Redemption- the final characteristic of most apocalyptic narratives, I say most because there are a few that do not have this characteristic. But by and large many cultures and religions see their own worldview and their own values soon being made the standard of the world after the apocalypse that they will survive and the new world will be theres. Now I find this interesting, because it isn’t accurate to say that all of these cultures are repressed, or have come up against outright hate and aggression. Judaism could possibly say that, but Christianity? Islam? Buddhism? The Vikings?
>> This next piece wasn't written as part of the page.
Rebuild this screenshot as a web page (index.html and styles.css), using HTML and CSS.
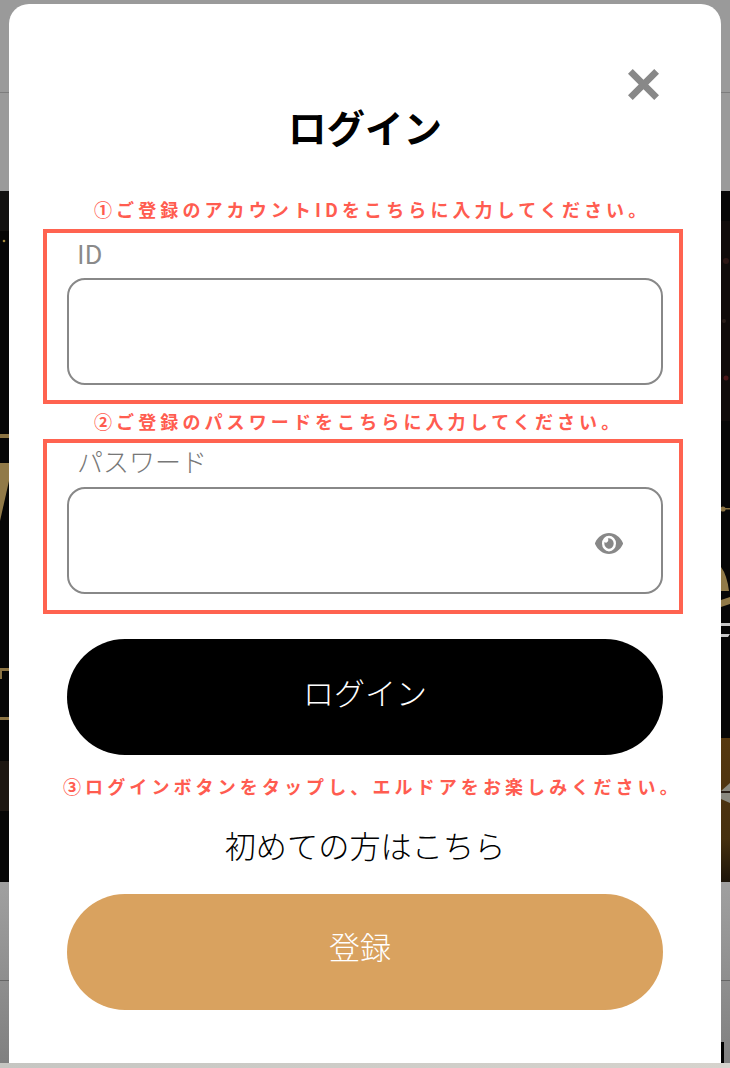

I think this stems more from a desire of humans to be able to share communally with each other. Because in some small psychological way, everyone is scared of revealing everything about themselves. An Apocalypse, however, clears the slate and completely changes the ideas of normal or right. Meaning that no one can really call you or your beliefs wrong. And I think that is a privilege and a freedom that everyone secretly longs for. But, I’m not too certain, feel free to let me know why you think most apocalypses end with a new world order.

So those are the biggest apocalyptic narratives that I can find, but before I go let me ask you readers, how do you think this world, this modern world we live in, is going to end? Will it be cataclysmic and chaotic, or will it be quietly and suddenly?

And that’s all I have for now, go in peace!